The new and improved Hubble Space Telescope has spotted
a dragon-shaped cosmic mirage and other celestial wonders, showing
it is working better than ever following its latest repairs in
May.
Seven NASA astronauts visited Hubble in May on a space shuttle
mission to install a new camera and spectrograph, repair two older
instruments, and install new batteries as well as new gyroscopes
needed to keep the orbiting observatory properly oriented in
space.
On Wednesday, scientists released some spectacular new images
that demonstrate Hubble is performing well following the upgrades.
See a gallery of the new Hubble images
One of the pictures shows a galaxy stretched into a dragon shape
in a cosmic illusion. It is a normal spiral galaxy, but its light
rays get bent on their way to Earth due to the gravity of an
intervening galaxy cluster in a phenomenon called gravitational
lensing.
The galaxy's elongated appearance revealed it to be an example
of gravitational lensing more than two decades ago. But the new
Hubble image shows the galaxy in "incredible detail", exceeding
that of any previous image, says David Leckrone, senior project
scientist for Hubble at NASA's Goddard Space Flight Center in
Greenbelt, Maryland.
"This is really fascinating to me – I've never seen anything
quite like this before," he said at a news conference on Wednesday
in Washington, DC.
The image was taken using Hubble's Advanced Camera for Surveys,
which was repaired during the servicing mission in May following a
breakdown in 2007.
Also released today were new Hubble images showing a colourful
star cluster, a star-forming nebula, and a group of interacting
galaxies. "To see these first images is incredibly exciting for me
and the whole Hubble team," said astronaut Scott Altman, commander
of the May servicing mission.
The repairs done in May were designed to give Hubble at least 5
more years of life, but Ed Weiler, NASA's associate administrator
for science says he is betting it will last much longer. If all
goes according to NASA's plan, Hubble will be joined in 2014 by the
infrared James Webb Space Telescope. "Hopefully both of them will
operate for many years beyond 2014," Weiler says.

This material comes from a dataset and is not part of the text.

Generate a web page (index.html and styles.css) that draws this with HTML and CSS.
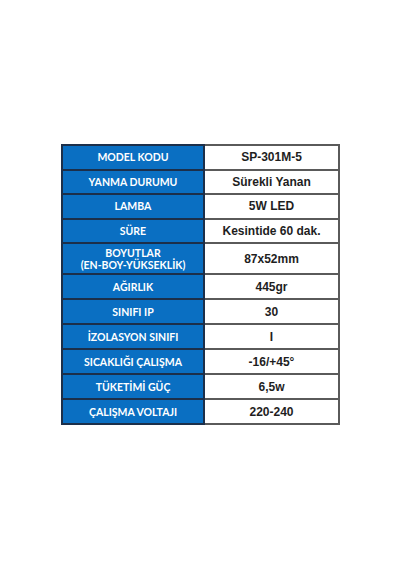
FILE: index.html
```html
<!DOCTYPE html>
<html>
<head>
<meta charset="utf-8">
<link rel="stylesheet" href="styles.css">
</head>
<body>
<table class="spec">
  <colgroup><col class="c1"><col class="c2"></colgroup>
  <tr class="r-s"><th>MODEL KODU</th><td>SP-301M-5</td></tr>
  <tr class="r-s"><th>YANMA DURUMU</th><td>Sürekli Yanan</td></tr>
  <tr class="r-s"><th>LAMBA</th><td>5W LED</td></tr>
  <tr class="r-s"><th>SÜRE</th><td>Kesintide 60 dak.</td></tr>
  <tr class="r-t"><th>BOYUTLAR<br>(EN-BOY-YÜKSEKLİK)</th><td>87x52mm</td></tr>
  <tr class="r-m"><th>AĞIRLIK</th><td>445gr</td></tr>
  <tr class="r-m"><th>SINIFI IP</th><td>30</td></tr>
  <tr class="r-m"><th>İZOLASYON SINIFI</th><td>I</td></tr>
  <tr class="r-m"><th>SICAKLIĞI ÇALIŞMA</th><td>-16/+45°</td></tr>
  <tr class="r-m"><th>TÜKETİMİ GÜÇ</th><td>6,5w</td></tr>
  <tr class="r-m"><th>ÇALIŞMA VOLTAJI</th><td>220-240</td></tr>
</table>
</body>
</html>
```

FILE: styles.css
```css
html, body {
  margin: 0;
  padding: 0;
  background: #ffffff;
}
body {
  width: 400px;
  height: 570px;
  padding-top: 144px;
  box-sizing: border-box;
}
.spec {
  margin-left: 61px;
  width: 277px;
  border-collapse: collapse;
  table-layout: fixed;
}
.c1 { width: 142px; }
.c2 { width: 135px; }
.spec th, .spec td {
  padding: 0;
  text-align: center;
  vertical-align: middle;
  border: 2px solid #5a5a5a;
}
.spec th {
  background: #0a6fc2;
  color: #ffffff;
  font-family: Lato, "Open Sans", sans-serif;
  font-weight: 700;
  font-size: 10.5px;
  line-height: 12px;
  border-color: #1c2f4a;
}
.spec td {
  background: #ffffff;
  color: #1e1e1e;
  font-family: "Liberation Sans", Arial, sans-serif;
  font-weight: 700;
  font-size: 12px;
  border-left-color: #1c2f4a;
}
.r-s { height: 24.5px; }
.r-t { height: 31px; }
.r-m { height: 25px; }
```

In addition to repairing the Advanced Camera for Surveys, the
servicing mission repaired an instrument for measuring light
spectra called the Space Telescope Imaging Spectrograph (STIS) and
installed two new instruments: the Cosmic Origins Spectrograph
(COS) and the Wide Field Camera 3 (WFC3).
Future observations planned for Hubble include:
• Studying the atmospheres of alien planets that pass in front
of their parent stars as seen from Earth to reveal the planets'
chemical composition and other properties;
• An extremely long look at a region of the sky to detect faint
objects in the early universe. This could reveal infant galaxies
seen as they were less than 500 million years after the big bang –
improving on a previous 'ultra deep field' portrait that probed
back to about 700 million years after the big bang;
• A survey for objects in the Kuiper Belt, a ring of icy bodies
beyond Neptune, where Pluto resides
Scientists are "giddy" to have the capabilities of the new and
improved Hubble at their disposal, says Heidi Hammel of the Space
Science Institute in Boulder, Colorado. "Whether it's our local
neighbourhood of planets, nearby stars and their attendant planets,
clusters of galaxies out to the edge of the universe – every field
has questions that are awaiting the power of Hubble," she says.